Set problem
Work out how many lines in the listing below include the word "React"; answer with the number alone.

Given material
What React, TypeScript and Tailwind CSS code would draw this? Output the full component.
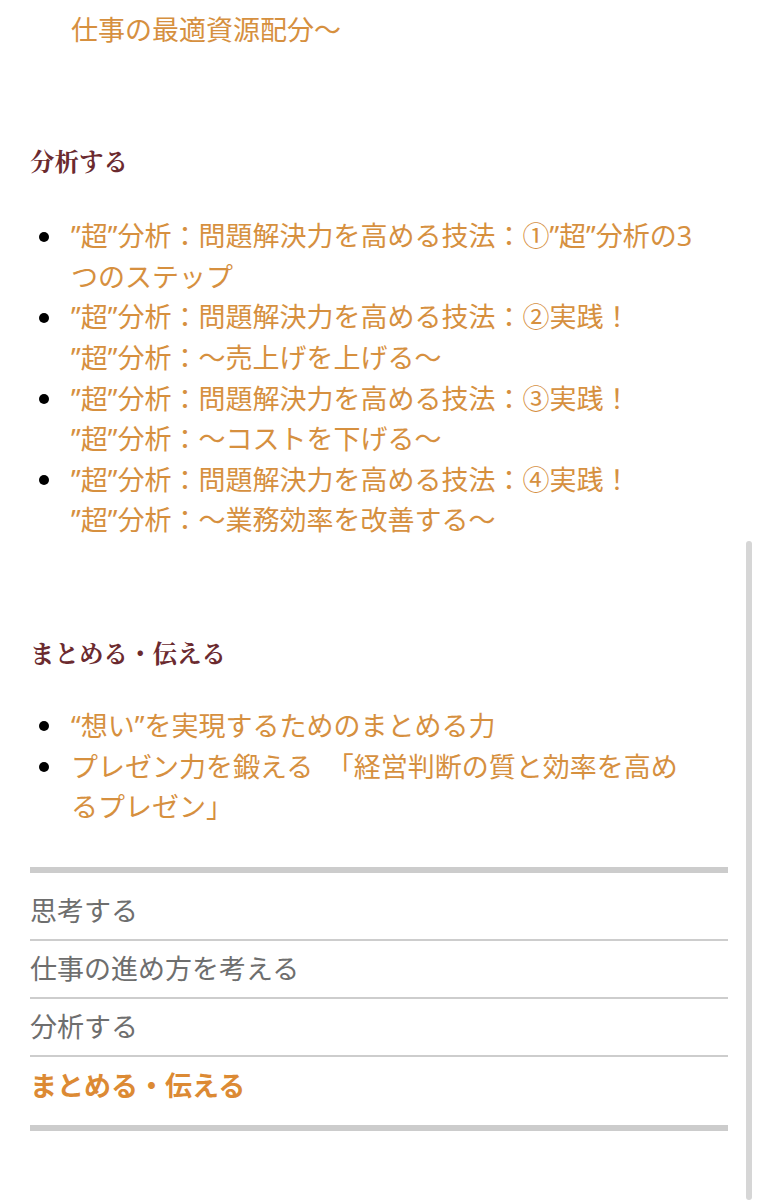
import React from 'react';

type Item = { lines: string[] };

const sans = { fontFamily: '"Noto Sans", "Noto Sans CJK JP", sans-serif' };

const analyze: Item[] = [
  { lines: ['”超”分析：問題解決力を高める技法：①”超”分析の3', 'つのステップ'] },
  { lines: ['”超”分析：問題解決力を高める技法：②実践！', '”超”分析：〜売上げを上げる〜'] },
  { lines: ['”超”分析：問題解決力を高める技法：③実践！', '”超”分析：〜コストを下げる〜'] },
  { lines: ['”超”分析：問題解決力を高める技法：④実践！', '”超”分析：〜業務効率を改善する〜'] },
];

const summarize: Item[] = [
  { lines: ['“想い”を実現するためのまとめる力'] },
  { lines: ['プレゼン力を鍛える　「経営判断の質と効率を高め', 'るプレゼン」'] },
];

const navItems = ['思考する', '仕事の進め方を考える', '分析する', 'まとめる・伝える'];

const LinkList: React.FC<{ items: Item[]; className?: string }> = ({ items, className }) => (
  <ul className={className}>
    {items.map((item, i) => (
      <li key={i} className="flex">
        <div className="w-[41px] h-[40.6px] flex items-center shrink-0">
          <span className="ml-[9px] w-[10px] h-[10px] rounded-full bg-black" />
        </div>
        <a className="text-[27px] leading-[40.6px] text-[#d6903f] whitespace-nowrap" style={sans}>
          {item.lines.map((l, j) => (
            <div key={j}>{l}</div>
          ))}
        </a>
      </li>
    ))}
  </ul>
);

const Heading: React.FC<{ children: React.ReactNode; className?: string }> = ({ children, className }) => (
  <h3
    className={`text-[24.5px] leading-[36px] font-bold text-[#6b2a2f] ${className ?? ''}`}
    style={{ fontFamily: '"Noto Serif CJK JP", "Noto Sans CJK JP", serif' }}
  >
    {children}
  </h3>
);

export default function App() {
  return (
    <div className="relative h-[1200px] overflow-hidden bg-white px-[30px]">
      <div className="pt-[9.7px]">
        {/* tail of the previous section's last link, scrolled off the top */}
        <a className="block pl-[41px] text-[27px] leading-[40.6px] text-[#d6903f]" style={sans}>
          仕事の最適資源配分〜
        </a>

        <Heading className="mt-[93px]">分析する</Heading>
        <LinkList items={analyze} className="mt-[37px]" />

        <Heading className="mt-[94px]">まとめる・伝える</Heading>
        <LinkList items={summarize} className="mt-[35px]" />

        <nav className="mt-[39px] border-y-[6px] border-[#cccccc] py-[10px]" style={sans}>
          {navItems.map((label, i) => {
            const active = i === navItems.length - 1;
            return (
              <div
                key={label}
                className={`h-[58px] flex items-center text-[27px] ${
                  active ? 'font-bold text-[#dc8a34]' : 'text-[#6e6e6e] border-b-2 border-[#cdcdcd]'
                }`}
              >
                {label}
              </div>
            );
          })}
        </nav>
      </div>

      <div className="absolute right-[6px] top-[541px] bottom-0 w-[6px] rounded-full bg-[#d6d6d6]" />
    </div>
  );
}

Task output
4